Le don d’improvisation est en quelque sorte le meilleur allié d’Olivier, de surcroît soutenu avec panache par l’interprétation de Romain Duris, qui s’inscrit dans ses rôles précédents d’adorables losers, bordéliques au possible mais au cœur en or. Tout lui échappe, mais en même temps, ce retournement de situation lui fournit une formidable occasion pour s’ouvrir à celles et ceux qu’il prenait jusque là pour les rouages parfaitement huilés de son existence. Cela vaut évidemment pour ses enfants, dont il découvre avec étonnement les secrets plus ou moins mignons, ainsi que pour les autres femmes dans sa vie, dispersées au fil des générations et des divers champs d’activité.
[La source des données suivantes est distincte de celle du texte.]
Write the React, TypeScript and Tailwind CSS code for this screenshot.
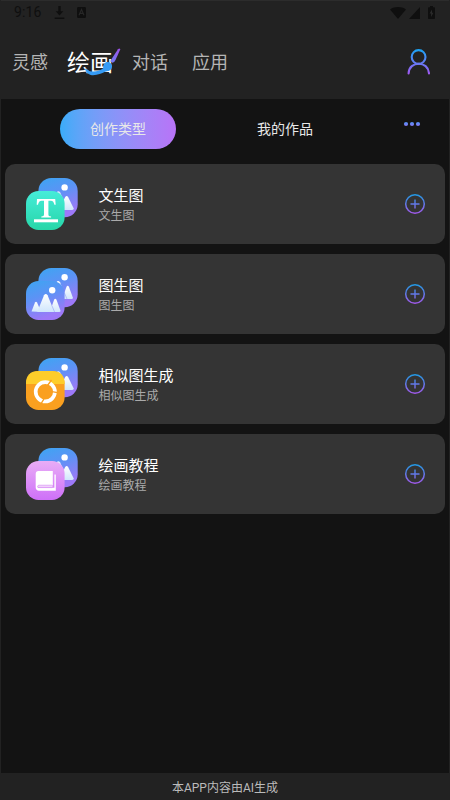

A ce sujet, la présence de Laetitia Dosch – décidément très demandée ces derniers temps, et tant mieux ! – va quasiment de soi ici, tellement le naturel désarmant de son personnage de sœur, elle aussi passablement déboussolée, s’intègre à merveille dans l’univers doux-amer de Guillaume Senez. Ce dernier se distingue à la fois par la rigueur des répliques, à aucun moment en décalage avec le milieu social de classe moyenne modeste dans lequel la famille subsiste tant bien que mal, et par la finesse avec laquelle y évoluent des motifs récurrents. Le plus parlant d’entre eux est ce geste en apparence sans importance de l’administration du baume cicatrisant sur le torse d’Elliot, dont le sens change radicalement avec une intelligence et un sens de l’observation inouïs les trois fois qu’il survient.

Conclusion

Il ne faut pas grand-chose pour nous rendre heureux d’un point de vue cinématographique, juste un film capable de prendre ses personnages et son public au sérieux, sans en faire tout un plat formel, mais en ayant pleinement conscience des enjeux de son intrigue. Nos batailles est de ceux-là, une tranche de vie entièrement réussie, car profondément touchante par sa façon de relayer le drame intimiste d’un père aux nombreux retentissements dans un monde des plus abordables.